I was in Chile days before the recent earthquake, and it was hard not to fall in love with the place. The long, thin sliver of land that perches on the edge of South America is dominated by the Andes Mountains to the east and the Pacific Ocean to the west. Friends I met before I left asked, "Why Chile?" They’d heard of General Pinochet, Chilean wine, and the recent economic upswing. They’d also read Isabelle Allende’s novels and Pablo Neruda’s poetry. But nothing more.
A land of natural beauty
Chile lies in an unsung, unknown paradise. The Atacama desert in the north, with its salt flats, sculptural mountains and valleys; the rolling wine country around the Capital Santiago in the middle; the lake district, replete with freshwater lagoons and snow capped peaks; and the protected forests of Park Pumalin in Patagonia and further south, Torres Del Paine, an exceptionally beautiful National Park. The pampas or the grasslands where gauchos herd their cattle give way to Chile’s tail end.

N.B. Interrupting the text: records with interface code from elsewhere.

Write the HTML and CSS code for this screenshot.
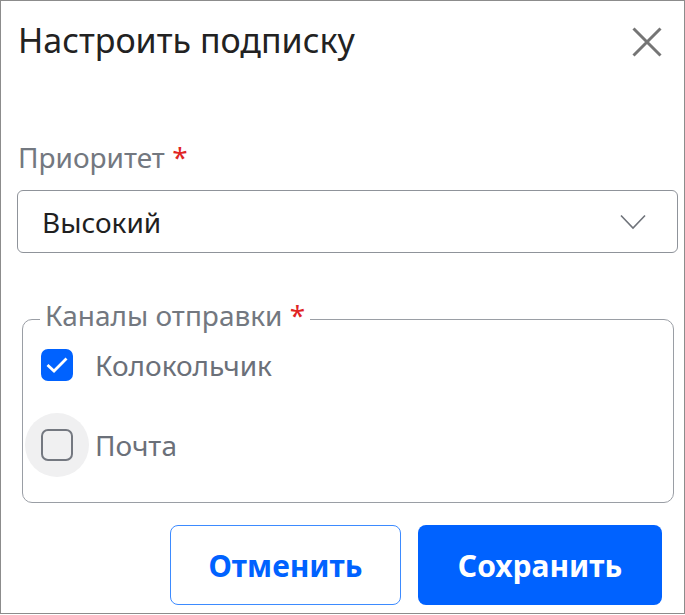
FILE: index.html
```html
<!DOCTYPE html>
<html lang="ru">
<head>
    <meta charset="UTF-8">
    <meta name="viewport" content="width=device-width, initial-scale=1.0">
    <title>Настроить подписку</title>
    <link rel="stylesheet" href="styles.css">
</head>
<body>
    <div class="dialog">
        <div class="dialog-header">
            <h2 class="dialog-title">Настроить подписку</h2>
            <button class="close-btn" aria-label="Закрыть">
                <svg width="30" height="30" viewBox="0 0 30 30">
                    <path d="M1.5 1.5 L28.5 28.5 M28.5 1.5 L1.5 28.5" stroke="#757575" stroke-width="3" fill="none"/>
                </svg>
            </button>
        </div>

        <div class="dialog-body">
            <div class="field">
                <label class="field-label">Приоритет <span class="required">*</span></label>
                <div class="select">
                    <span class="select-value">Высокий</span>
                    <svg class="chevron" width="26" height="16" viewBox="0 0 26 16">
                        <path d="M1 1.5 L13 14 L25 1.5" stroke="#6f737a" stroke-width="1.6" fill="none"/>
                    </svg>
                </div>
            </div>

            <fieldset class="channels">
                <legend>Каналы отправки <span class="required">*</span></legend>
                <div class="check-row">
                    <span class="check-wrap">
                        <span class="checkbox checked">
                            <svg width="24" height="20" viewBox="0 0 24 20">
                                <path d="M2.5 10 L9 16 L21.5 3.5" stroke="#fff" stroke-width="2.8" fill="none"/>
                            </svg>
                        </span>
                    </span>
                    <span class="check-label">Колокольчик</span>
                </div>
                <div class="check-row">
                    <span class="check-wrap hovered">
                        <span class="checkbox"></span>
                    </span>
                    <span class="check-label">Почта</span>
                </div>
            </fieldset>
        </div>

        <div class="dialog-footer">
            <button class="btn btn-outline">Отменить</button>
            <button class="btn btn-primary">Сохранить</button>
        </div>
    </div>
</body>
</html>
```

FILE: styles.css
```css
* {
    margin: 0;
    padding: 0;
    box-sizing: border-box;
}

body {
    font-family: 'Noto Sans', 'Open Sans', sans-serif;
    background: #fff;
}

.dialog {
    width: 685px;
    height: 614px;
    border: 1px solid #8c8c8c;
    background: #fff;
}

.dialog-header {
    display: flex;
    justify-content: space-between;
    align-items: center;
    height: 78px;
    padding: 0 22px 0 17px;
}

.dialog-title {
    font-size: 34px;
    font-weight: 400;
    color: #222;
}

.close-btn {
    background: none;
    border: none;
    width: 30px;
    height: 30px;
    margin-top: 4px;
    display: flex;
    cursor: pointer;
}

.dialog-body {
    padding: 59px 6px 0 16px;
}

.field-label {
    display: block;
    font-size: 28px;
    color: #737880;
    line-height: 38px;
    margin-left: 1px;
}

.required {
    color: #e02424;
}

.select {
    margin-top: 14px;
    height: 63px;
    border: 1px solid #8f939a;
    border-radius: 6px;
    display: flex;
    align-items: center;
    justify-content: space-between;
    padding: 0 31px 0 24px;
}

.select-value {
    font-size: 28px;
    color: #1f1f1f;
}

.channels {
    margin: 48px 4px 0 5px;
    border: 1px solid #9a9ea5;
    border-radius: 10px;
    padding: 0 0 25px 2px;
}

.channels legend {
    font-size: 28px;
    color: #737880;
    line-height: 28px;
    padding: 0 5px 8px 5px;
    margin-left: 15px;
}

.check-row {
    display: flex;
    align-items: center;
    height: 64px;
}

.check-row:first-of-type {
    margin-top: -4px;
    margin-bottom: 16px;
}

.check-wrap {
    width: 64px;
    height: 64px;
    border-radius: 50%;
    display: flex;
    align-items: center;
    justify-content: center;
}

.check-wrap.hovered {
    background: #f0f0f1;
}

.checkbox {
    width: 32px;
    height: 32px;
    border: 2px solid #747880;
    border-radius: 7px;
    display: flex;
    align-items: center;
    justify-content: center;
}

.checkbox.checked {
    background: #0062ff;
    border-color: #0062ff;
}

.check-label {
    font-size: 28px;
    color: #6b7079;
    margin-left: 6px;
}

.dialog-footer {
    display: flex;
    justify-content: flex-end;
    gap: 17px;
    padding: 22px 22px 0 0;
}

.btn {
    height: 80px;
    border-radius: 8px;
    font-family: 'Noto Sans', sans-serif;
    font-size: 30px;
    font-weight: 700;
    cursor: pointer;
}

.btn-outline {
    width: 231px;
    background: #fff;
    border: 1px solid #3d8bff;
    color: #0062ff;
}

.btn-primary {
    width: 244px;
    background: #0062ff;
    border: none;
    color: #fff;
}
```
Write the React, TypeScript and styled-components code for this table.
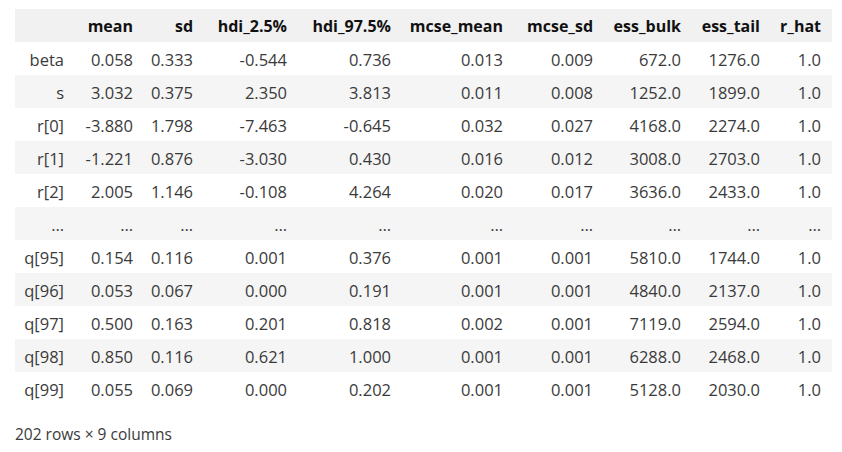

While there, I came across business folks dealing in copper and lithium, salmon and fruits; astronomers who were studying the clearest skies in the driest desert; geologists and biologists who were there to study the land formations and biodiversity. I was there to enjoy the topography, and after spending a day in Valparaiso, a crumbling port-city, and another day in Santiago, that’s becoming more vibrant by the day, I set off to see two very contrasting landscapes wet, lush, Torres del Paine National Park in the south and the dry, threadbare Atacama desert in the north.
Though there are plenty of good lodges in both these places and hundreds of backpacking folks find the camping facilities excellent, the Explora lodges in both these areas are exceptional. Their lodges are well-located, the guides are knowledgeable and enthusiastic, and they are keen on educating visitors and showcasing Chile’s environment via night lectures and slide shows.